Sehr hoch. Im Spielfilm-Sektor etwa zeigen wir dieses Jahr nur zwei Filme, die auch einen Verleih haben. Das liegt aber auch an unserer Ausrichtung: Filme, die sowieso ins Kino kommen, brauchen das Festival nicht zwingend. Mir geht es sehr stark darum, zu zeigen, was man sonst nicht im Kino sehen kann. Zwar steigt die Zahl der Filme pro Jahr, die einen Kinostart bekommen, doch auch im Arthaus-Bereich geht der Trend eher in Richtung Mainstream. Einen Film zu untertiteln, den man dann vielleicht nur in einem Kino in Österreich zeigen kann, das rechnet sich heute kaum mehr. Früher gab es mehr widerspenstige und exzentrische Filme im Kino als heute.
Bei Crossing Europe sind die Kinos voll. Finden die Filme durch das Festival also ein größeres Publikum als sonst?
Wir haben uns im Lauf der Jahre das Vertrauen unseres Publikums erarbeitet, dass man auch dann ins Kino geht, wenn man die Regisseure/Regisseurinnen oder Schauspieler/Schauspielerinnen vielleicht nicht kennt. Das macht es auch für No Names einfacher: Man mag als Zuschauer/Zuschauerin nicht mit allen Filmen einverstanden sein, aber die Marke Crossing Europe bedeutet: was wir zeigen, ist immer kontroversiell und wert, gesehen zu werden.
Wie definieren Sie einen europäischen Film?
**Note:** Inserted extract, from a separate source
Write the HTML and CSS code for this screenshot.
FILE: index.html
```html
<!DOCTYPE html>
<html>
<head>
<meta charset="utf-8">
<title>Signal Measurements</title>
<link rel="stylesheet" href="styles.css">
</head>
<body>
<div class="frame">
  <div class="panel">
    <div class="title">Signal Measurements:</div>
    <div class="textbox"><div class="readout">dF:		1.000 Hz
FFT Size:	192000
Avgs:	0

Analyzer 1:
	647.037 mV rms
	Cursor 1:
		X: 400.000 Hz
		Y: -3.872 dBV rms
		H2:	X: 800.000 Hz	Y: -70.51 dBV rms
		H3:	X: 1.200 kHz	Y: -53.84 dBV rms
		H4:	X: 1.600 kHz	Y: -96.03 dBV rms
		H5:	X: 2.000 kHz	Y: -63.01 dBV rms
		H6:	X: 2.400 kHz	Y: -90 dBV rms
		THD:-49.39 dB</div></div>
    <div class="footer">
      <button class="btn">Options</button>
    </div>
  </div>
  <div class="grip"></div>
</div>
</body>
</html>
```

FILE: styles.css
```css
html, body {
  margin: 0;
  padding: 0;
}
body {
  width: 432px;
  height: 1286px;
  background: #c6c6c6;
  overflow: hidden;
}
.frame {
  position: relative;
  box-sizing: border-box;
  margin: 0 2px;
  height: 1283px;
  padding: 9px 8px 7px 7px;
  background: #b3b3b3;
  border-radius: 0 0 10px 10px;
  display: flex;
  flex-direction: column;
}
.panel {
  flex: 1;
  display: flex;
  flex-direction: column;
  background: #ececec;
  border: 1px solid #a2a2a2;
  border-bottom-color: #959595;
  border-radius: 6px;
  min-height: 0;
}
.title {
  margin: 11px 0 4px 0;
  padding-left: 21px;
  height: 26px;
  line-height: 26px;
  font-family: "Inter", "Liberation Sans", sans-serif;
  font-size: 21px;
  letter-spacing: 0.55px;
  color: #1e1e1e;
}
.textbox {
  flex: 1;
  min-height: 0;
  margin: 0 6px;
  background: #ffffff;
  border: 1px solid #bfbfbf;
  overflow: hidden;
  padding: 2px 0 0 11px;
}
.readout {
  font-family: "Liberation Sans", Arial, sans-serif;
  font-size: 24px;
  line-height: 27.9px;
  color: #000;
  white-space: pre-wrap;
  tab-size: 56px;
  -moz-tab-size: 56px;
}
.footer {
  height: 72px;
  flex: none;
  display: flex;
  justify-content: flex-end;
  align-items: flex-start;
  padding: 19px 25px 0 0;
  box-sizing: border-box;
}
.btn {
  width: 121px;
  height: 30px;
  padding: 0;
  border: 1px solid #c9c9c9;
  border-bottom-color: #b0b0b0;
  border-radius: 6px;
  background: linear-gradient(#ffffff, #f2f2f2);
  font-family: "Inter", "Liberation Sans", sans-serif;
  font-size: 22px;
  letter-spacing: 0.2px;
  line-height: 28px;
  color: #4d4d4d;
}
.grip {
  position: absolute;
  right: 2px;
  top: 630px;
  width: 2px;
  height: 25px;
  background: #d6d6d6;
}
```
Das richtet sich nach dem Regisseur oder der Regisseurin. Ob die Darsteller dann aus Indien oder aus Amerika kommen, das ist ganz egal. Scarlett Johansson etwa, die in „Under The Skin“, einem unserer Eröffnungsfilme, die Hauptrolle hat, ist eine Amerikanerin mit europäischen Wurzeln. Doch „Under The Skin“ ist ein britischer Film von Jonathan Glazer, der in Schottland spielt.
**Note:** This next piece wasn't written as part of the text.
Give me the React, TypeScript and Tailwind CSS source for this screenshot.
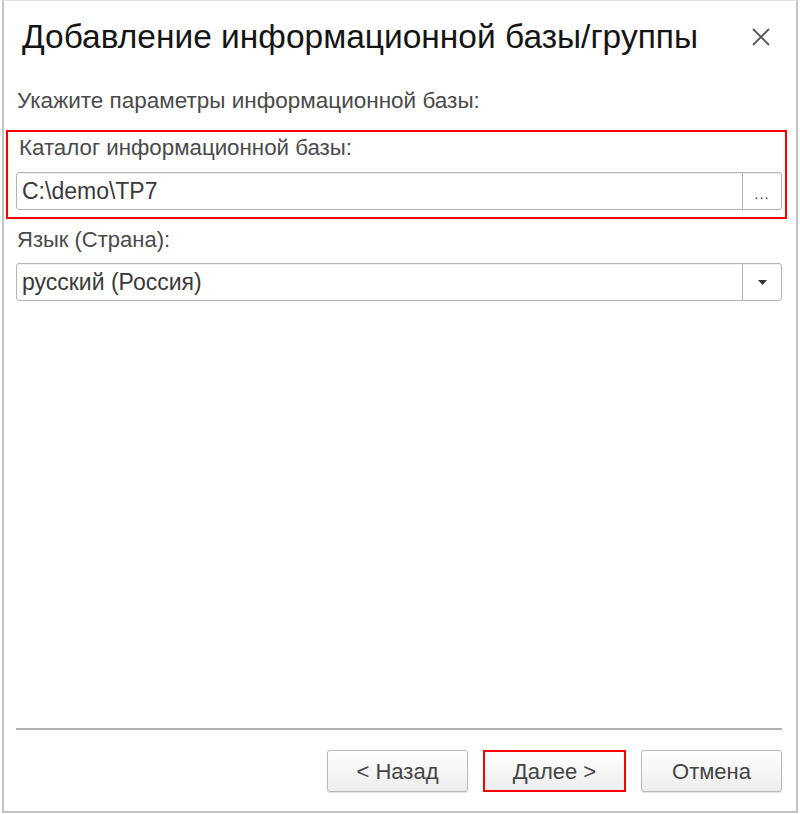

Was ist wichtiger bei Crossing Europe: Osteuropa oder Westeuropa?
Das ist meistens sehr ausbalanciert – es kommt auf das Angebot an. Mal gibt es spannendere Filme aus Ex-Jugoslawien oder Osteuropa, mal gibt es mehr aus Spanien oder Portugal: Ich mache keine Stricherl-Listen, sondern wir gehen von der Jahresproduktion aus.
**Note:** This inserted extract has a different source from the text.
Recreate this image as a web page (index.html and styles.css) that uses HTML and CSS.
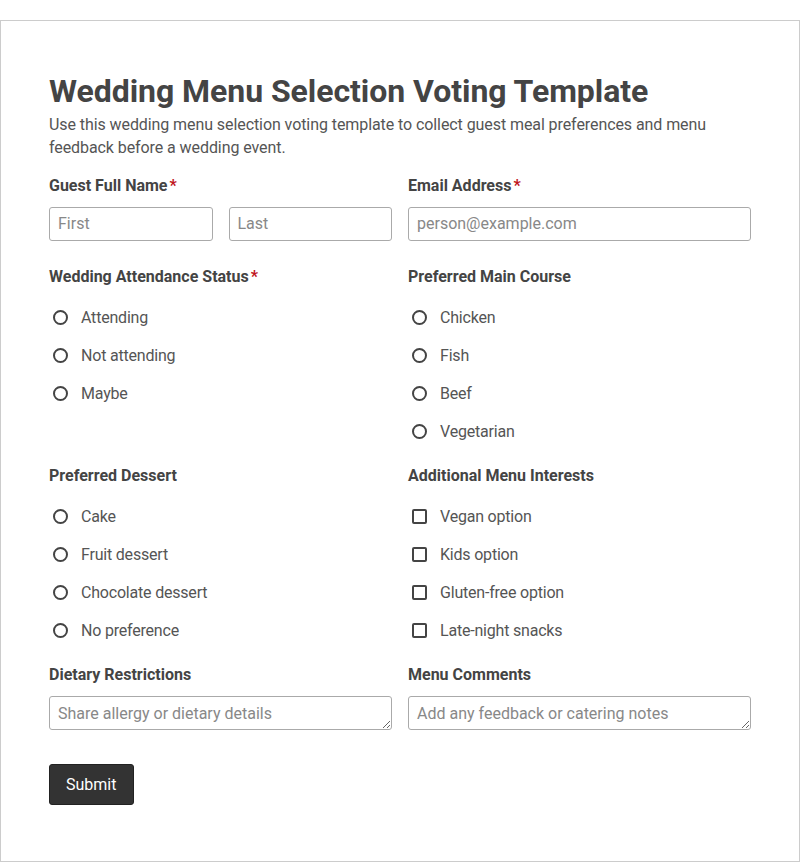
FILE: index.html
```html
<!DOCTYPE html>
<html lang="en">
<head>
    <meta charset="UTF-8">
    <meta name="viewport" content="width=device-width, initial-scale=1.0">
    <title>Wedding Menu Selection Voting Template</title>
    <link rel="stylesheet" href="styles.css">
</head>
<body>
    <form class="form-box">
        <h1>Wedding Menu Selection Voting Template</h1>
        <p class="intro">Use this wedding menu selection voting template to collect guest meal preferences and menu feedback before a wedding event.</p>

        <div class="grid">
            <div class="field text-field">
                <label class="label">Guest Full Name<span class="req">*</span></label>
                <div class="name-row">
                    <input type="text" placeholder="First">
                    <input type="text" placeholder="Last">
                </div>
            </div>
            <div class="field text-field">
                <label class="label">Email Address<span class="req">*</span></label>
                <input type="email" placeholder="person@example.com">
            </div>

            <div class="field">
                <label class="label">Wedding Attendance Status<span class="req">*</span></label>
                <div class="options">
                    <label class="option"><input type="radio" name="attend"> Attending</label>
                    <label class="option"><input type="radio" name="attend"> Not attending</label>
                    <label class="option"><input type="radio" name="attend"> Maybe</label>
                </div>
            </div>
            <div class="field">
                <label class="label">Preferred Main Course</label>
                <div class="options">
                    <label class="option"><input type="radio" name="main"> Chicken</label>
                    <label class="option"><input type="radio" name="main"> Fish</label>
                    <label class="option"><input type="radio" name="main"> Beef</label>
                    <label class="option"><input type="radio" name="main"> Vegetarian</label>
                </div>
            </div>

            <div class="field">
                <label class="label">Preferred Dessert</label>
                <div class="options">
                    <label class="option"><input type="radio" name="dessert"> Cake</label>
                    <label class="option"><input type="radio" name="dessert"> Fruit dessert</label>
                    <label class="option"><input type="radio" name="dessert"> Chocolate dessert</label>
                    <label class="option"><input type="radio" name="dessert"> No preference</label>
                </div>
            </div>
            <div class="field">
                <label class="label">Additional Menu Interests</label>
                <div class="options">
                    <label class="option"><input type="checkbox"> Vegan option</label>
                    <label class="option"><input type="checkbox"> Kids option</label>
                    <label class="option"><input type="checkbox"> Gluten-free option</label>
                    <label class="option"><input type="checkbox"> Late-night snacks</label>
                </div>
            </div>

            <div class="field">
                <label class="label">Dietary Restrictions</label>
                <textarea rows="1" placeholder="Share allergy or dietary details"></textarea>
            </div>
            <div class="field">
                <label class="label">Menu Comments</label>
                <textarea rows="1" placeholder="Add any feedback or catering notes"></textarea>
            </div>
        </div>

        <button type="submit" class="btn">Submit</button>
    </form>
</body>
</html>
```

FILE: styles.css
```css
body {
    margin: 0;
    padding-top: 20px;
    font-family: Roboto, "Liberation Sans", sans-serif;
    color: #444;
    background: #fff;
}
.form-box {
    border: 1px solid #ccc;
    padding: 50px 48px 56px;
}
h1 {
    font-size: 32px;
    line-height: 40px;
    font-weight: 700;
    margin: 0;
    color: #444;
    letter-spacing: -0.05px;
}
.intro {
    font-size: 16px;
    line-height: 23px;
    margin: 2px 0 16px;
    color: #555;
    letter-spacing: -0.08px;
}
.grid {
    display: grid;
    grid-template-columns: 343px 343px;
    column-gap: 16px;
    row-gap: 19px;
}
.label {
    display: block;
    font-size: 16px;
    line-height: 22px;
    font-weight: 700;
    color: #444;
}
.req {
    color: #c0141c;
    margin-left: 2px;
}
input[type="text"], input[type="email"], textarea {
    box-sizing: border-box;
    width: 100%;
    height: 34px;
    margin-top: 10px;
    padding: 5px 8px 7px;
    font-family: Roboto, "Liberation Sans", sans-serif;
    font-size: 16px;
    line-height: 20px;
    color: #444;
    border: 1px solid #aaa;
    border-radius: 3px;
    background: #fff;
    display: block;
}
textarea {
    resize: vertical;
    padding: 7px 8px 5px;
}
::placeholder {
    color: #888;
}
.text-field {
    padding-bottom: 6px;
}
.name-row {
    display: flex;
    gap: 16px;
}
.options {
    display: flex;
    flex-direction: column;
    gap: 8px;
    margin-top: 14px;
}
.option {
    display: flex;
    align-items: center;
    height: 30px;
    font-size: 16px;
    color: #555;
    gap: 13px;
    padding-left: 4px;
    letter-spacing: -0.2px;
}
.option input {
    appearance: none;
    -webkit-appearance: none;
    margin: 0;
    width: 15px;
    height: 15px;
    border: 2px solid #444;
    background: #fff;
    flex-shrink: 0;
}
.option input[type="radio"] {
    border-radius: 50%;
}
.option input[type="checkbox"] {
    border-radius: 2px;
}
.btn {
    margin-top: 34px;
    background: #333;
    color: #fff;
    font-family: Roboto, "Liberation Sans", sans-serif;
    font-size: 16px;
    border: 1px solid #222;
    border-radius: 3px;
    padding: 0 17px 0 16px;
    height: 41px;
    cursor: pointer;
}
```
Crossing Europe zeigt aber nicht nur internationale Filme. Es gibt auch eine sehr lokale Schiene, Local Artists.
Bei Local Artists zeigen wir Filme, die in irgendeiner Form einen Bezug zu Oberösterreich haben. Egal, ob das jetzt die Regie ist, die Thematik oder die Finanzierung. Wir wollten natürlich keine Konkurrenz zum Österreich-Filmfest Diagonale bilden. Doch wenn wir schon ein Festival in Linz aufbauen, ist es wichtig, zu schauen, was vor Ort in der Region passiert. In diesem Jahr gibt es viele Lang-Dokumentarfilme als Weltpremiere, die sehr stark sind.
Wie viele Filme sehen Sie pro Jahr?
Sicher an die tausend. Da sind aber auch Kurzfilme dabei. Wobei man fairerweise sagen muss, dass ich nicht alle Filme ganz anschaue. Wenn einem eine Produktion nicht gefällt oder wenn man weiß, dieser Film passt nicht zum Festival, dann geht man ökonomischer mit seiner Zeit um. Ich gehe aber auch noch ganz privat ins Kino. Das kann wie eine Belohnung oder eine Entspannung sein. Und natürlich muss ich up to date sein, was außerhalb Europas im Kino geschieht. Sonst wäre ich ja betriebsblind.
Wie geht es Crossing Europe finanziell?
Wir bewegen uns, was das Budget betrifft, im Rahmen von plus/minus 500.000 Euro. Das ist, im Vergleich zu Viennale und Diagonale, nicht viel. Aber wir haben trotzdem - so finde ich - einen sehr professionellen Output, welcher lustvoll und sehr engagiert vom gesamten Team betrieben wird. Crossing Europe wird vom Bund, vom Land Oberösterreich, von der Stadt Linz, ÖFI und vielen anderen Partnern gefördert. Außerdem sind wir das einzige Filmfest in Österreich, das aus dem Media-Programm auch eine Förderung der EU bekommt. Diese Förderung ermöglicht es, dass wir viele Regisseure und Regisseurinnen einladen können, die ihre Filme persönlich vorstellen. Das fördert den internationalen Dialog und trägt zum besonderen Flair von Crossing Europe maßgeblich bei.